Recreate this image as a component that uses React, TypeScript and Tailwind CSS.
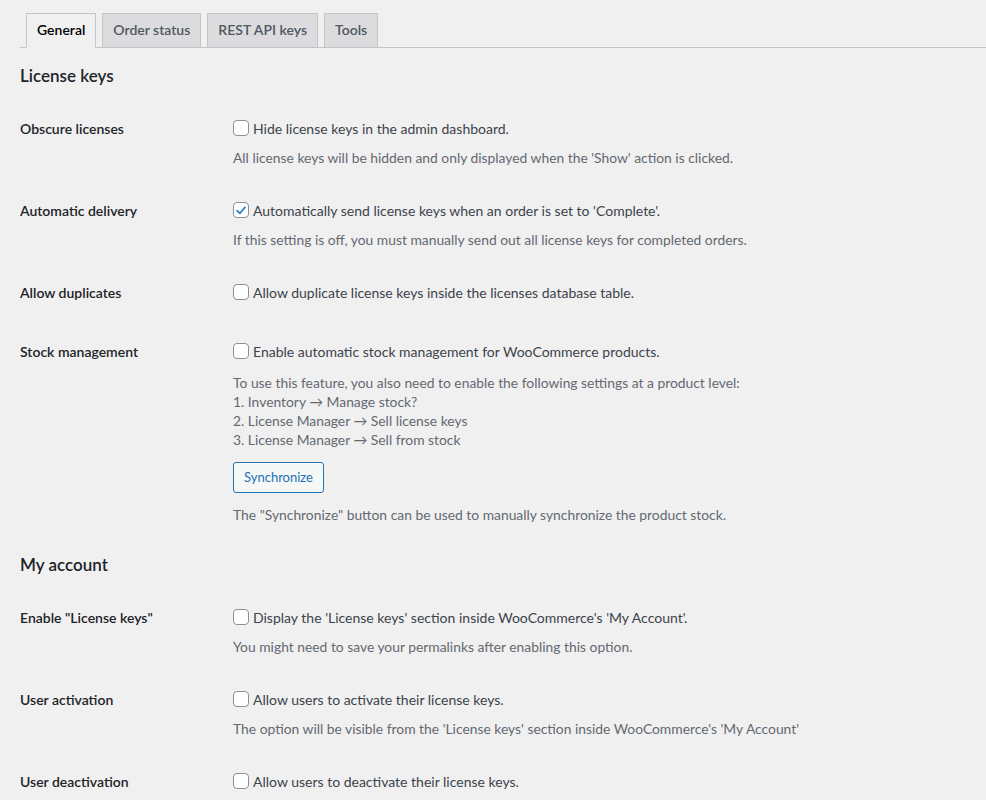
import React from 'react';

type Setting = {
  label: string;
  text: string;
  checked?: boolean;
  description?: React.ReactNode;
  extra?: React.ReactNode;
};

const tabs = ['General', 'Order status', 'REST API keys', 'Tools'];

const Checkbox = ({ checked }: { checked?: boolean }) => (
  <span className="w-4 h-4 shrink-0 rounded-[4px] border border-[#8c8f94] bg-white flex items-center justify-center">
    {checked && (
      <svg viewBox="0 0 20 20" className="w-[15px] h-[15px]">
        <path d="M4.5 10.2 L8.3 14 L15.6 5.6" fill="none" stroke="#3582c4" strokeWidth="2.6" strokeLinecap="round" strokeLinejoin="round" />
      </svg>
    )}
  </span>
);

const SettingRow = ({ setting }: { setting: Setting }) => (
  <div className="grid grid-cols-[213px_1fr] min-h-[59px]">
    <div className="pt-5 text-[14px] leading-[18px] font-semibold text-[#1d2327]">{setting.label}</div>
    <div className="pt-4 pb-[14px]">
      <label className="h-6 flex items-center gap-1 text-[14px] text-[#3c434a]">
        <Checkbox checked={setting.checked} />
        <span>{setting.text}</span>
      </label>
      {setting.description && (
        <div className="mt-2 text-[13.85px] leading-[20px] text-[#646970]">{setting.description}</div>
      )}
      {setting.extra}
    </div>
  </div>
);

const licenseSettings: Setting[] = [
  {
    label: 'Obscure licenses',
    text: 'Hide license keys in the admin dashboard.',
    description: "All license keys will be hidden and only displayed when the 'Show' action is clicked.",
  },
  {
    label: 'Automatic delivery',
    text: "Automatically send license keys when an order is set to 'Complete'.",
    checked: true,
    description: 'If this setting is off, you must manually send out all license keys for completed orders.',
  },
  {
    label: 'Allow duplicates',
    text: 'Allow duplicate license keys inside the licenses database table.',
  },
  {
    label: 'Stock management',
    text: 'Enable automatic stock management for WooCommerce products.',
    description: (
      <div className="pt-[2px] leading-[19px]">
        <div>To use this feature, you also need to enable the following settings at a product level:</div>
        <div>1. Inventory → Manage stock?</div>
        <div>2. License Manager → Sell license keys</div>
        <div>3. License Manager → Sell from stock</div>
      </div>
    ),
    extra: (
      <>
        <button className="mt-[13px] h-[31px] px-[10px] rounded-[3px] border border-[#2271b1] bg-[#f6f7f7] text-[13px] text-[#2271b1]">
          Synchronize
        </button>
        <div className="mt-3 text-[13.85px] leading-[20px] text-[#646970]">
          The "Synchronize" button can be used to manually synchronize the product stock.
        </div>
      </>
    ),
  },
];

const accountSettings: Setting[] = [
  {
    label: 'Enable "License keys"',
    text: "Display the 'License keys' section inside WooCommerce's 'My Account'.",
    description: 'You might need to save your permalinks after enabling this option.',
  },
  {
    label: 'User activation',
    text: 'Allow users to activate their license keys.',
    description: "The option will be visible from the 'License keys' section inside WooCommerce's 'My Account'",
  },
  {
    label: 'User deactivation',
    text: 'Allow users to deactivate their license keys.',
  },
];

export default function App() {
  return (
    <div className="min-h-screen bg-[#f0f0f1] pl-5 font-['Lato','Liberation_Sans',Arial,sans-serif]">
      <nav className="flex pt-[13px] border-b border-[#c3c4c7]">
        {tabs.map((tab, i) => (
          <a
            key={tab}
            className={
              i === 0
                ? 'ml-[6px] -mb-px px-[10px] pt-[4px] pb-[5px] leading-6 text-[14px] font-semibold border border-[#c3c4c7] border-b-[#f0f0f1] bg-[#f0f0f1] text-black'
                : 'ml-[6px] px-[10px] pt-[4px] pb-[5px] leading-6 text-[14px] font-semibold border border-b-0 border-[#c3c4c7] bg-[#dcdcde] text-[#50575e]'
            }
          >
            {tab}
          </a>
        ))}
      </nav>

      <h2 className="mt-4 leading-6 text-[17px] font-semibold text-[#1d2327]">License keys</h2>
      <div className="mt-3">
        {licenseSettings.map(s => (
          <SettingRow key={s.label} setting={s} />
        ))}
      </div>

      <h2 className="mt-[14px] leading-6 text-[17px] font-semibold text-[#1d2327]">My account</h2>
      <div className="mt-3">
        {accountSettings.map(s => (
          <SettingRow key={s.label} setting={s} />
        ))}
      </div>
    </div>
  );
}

—————

Omit the pictures and reproduce the listing exactly.

Recreate this image as a component that uses React, TypeScript and Tailwind CSS.
import React from 'react';

type Setting = {
  label: string;
  text: string;
  checked?: boolean;
  description?: React.ReactNode;
  extra?: React.ReactNode;
};

const tabs = ['General', 'Order status', 'REST API keys', 'Tools'];

const Checkbox = ({ checked }: { checked?: boolean }) => (
  <span className="w-4 h-4 shrink-0 rounded-[4px] border border-[#8c8f94] bg-white flex items-center justify-center">
    {checked && (
      <svg viewBox="0 0 20 20" className="w-[15px] h-[15px]">
        <path d="M4.5 10.2 L8.3 14 L15.6 5.6" fill="none" stroke="#3582c4" strokeWidth="2.6" strokeLinecap="round" strokeLinejoin="round" />
      </svg>
    )}
  </span>
);

const SettingRow = ({ setting }: { setting: Setting }) => (
  <div className="grid grid-cols-[213px_1fr] min-h-[59px]">
    <div className="pt-5 text-[14px] leading-[18px] font-semibold text-[#1d2327]">{setting.label}</div>
    <div className="pt-4 pb-[14px]">
      <label className="h-6 flex items-center gap-1 text-[14px] text-[#3c434a]">
        <Checkbox checked={setting.checked} />
        <span>{setting.text}</span>
      </label>
      {setting.description && (
        <div className="mt-2 text-[13.85px] leading-[20px] text-[#646970]">{setting.description}</div>
      )}
      {setting.extra}
    </div>
  </div>
);

const licenseSettings: Setting[] = [
  {
    label: 'Obscure licenses',
    text: 'Hide license keys in the admin dashboard.',
    description: "All license keys will be hidden and only displayed when the 'Show' action is clicked.",
  },
  {
    label: 'Automatic delivery',
    text: "Automatically send license keys when an order is set to 'Complete'.",
    checked: true,
    description: 'If this setting is off, you must manually send out all license keys for completed orders.',
  },
  {
    label: 'Allow duplicates',
    text: 'Allow duplicate license keys inside the licenses database table.',
  },
  {
    label: 'Stock management',
    text: 'Enable automatic stock management for WooCommerce products.',
    description: (
      <div className="pt-[2px] leading-[19px]">
        <div>To use this feature, you also need to enable the following settings at a product level:</div>
        <div>1. Inventory → Manage stock?</div>
        <div>2. License Manager → Sell license keys</div>
        <div>3. License Manager → Sell from stock</div>
      </div>
    ),
    extra: (
      <>
        <button className="mt-[13px] h-[31px] px-[10px] rounded-[3px] border border-[#2271b1] bg-[#f6f7f7] text-[13px] text-[#2271b1]">
          Synchronize
        </button>
        <div className="mt-3 text-[13.85px] leading-[20px] text-[#646970]">
          The "Synchronize" button can be used to manually synchronize the product stock.
        </div>
      </>
    ),
  },
];

const accountSettings: Setting[] = [
  {
    label: 'Enable "License keys"',
    text: "Display the 'License keys' section inside WooCommerce's 'My Account'.",
    description: 'You might need to save your permalinks after enabling this option.',
  },
  {
    label: 'User activation',
    text: 'Allow users to activate their license keys.',
    description: "The option will be visible from the 'License keys' section inside WooCommerce's 'My Account'",
  },
  {
    label: 'User deactivation',
    text: 'Allow users to deactivate their license keys.',
  },
];

export default function App() {
  return (
    <div className="min-h-screen bg-[#f0f0f1] pl-5 font-['Lato','Liberation_Sans',Arial,sans-serif]">
      <nav className="flex pt-[13px] border-b border-[#c3c4c7]">
        {tabs.map((tab, i) => (
          <a
            key={tab}
            className={
              i === 0
                ? 'ml-[6px] -mb-px px-[10px] pt-[4px] pb-[5px] leading-6 text-[14px] font-semibold border border-[#c3c4c7] border-b-[#f0f0f1] bg-[#f0f0f1] text-black'
                : 'ml-[6px] px-[10px] pt-[4px] pb-[5px] leading-6 text-[14px] font-semibold border border-b-0 border-[#c3c4c7] bg-[#dcdcde] text-[#50575e]'
            }
          >
            {tab}
          </a>
        ))}
      </nav>

      <h2 className="mt-4 leading-6 text-[17px] font-semibold text-[#1d2327]">License keys</h2>
      <div className="mt-3">
        {licenseSettings.map(s => (
          <SettingRow key={s.label} setting={s} />
        ))}
      </div>

      <h2 className="mt-[14px] leading-6 text-[17px] font-semibold text-[#1d2327]">My account</h2>
      <div className="mt-3">
        {accountSettings.map(s => (
          <SettingRow key={s.label} setting={s} />
        ))}
      </div>
    </div>
  );
}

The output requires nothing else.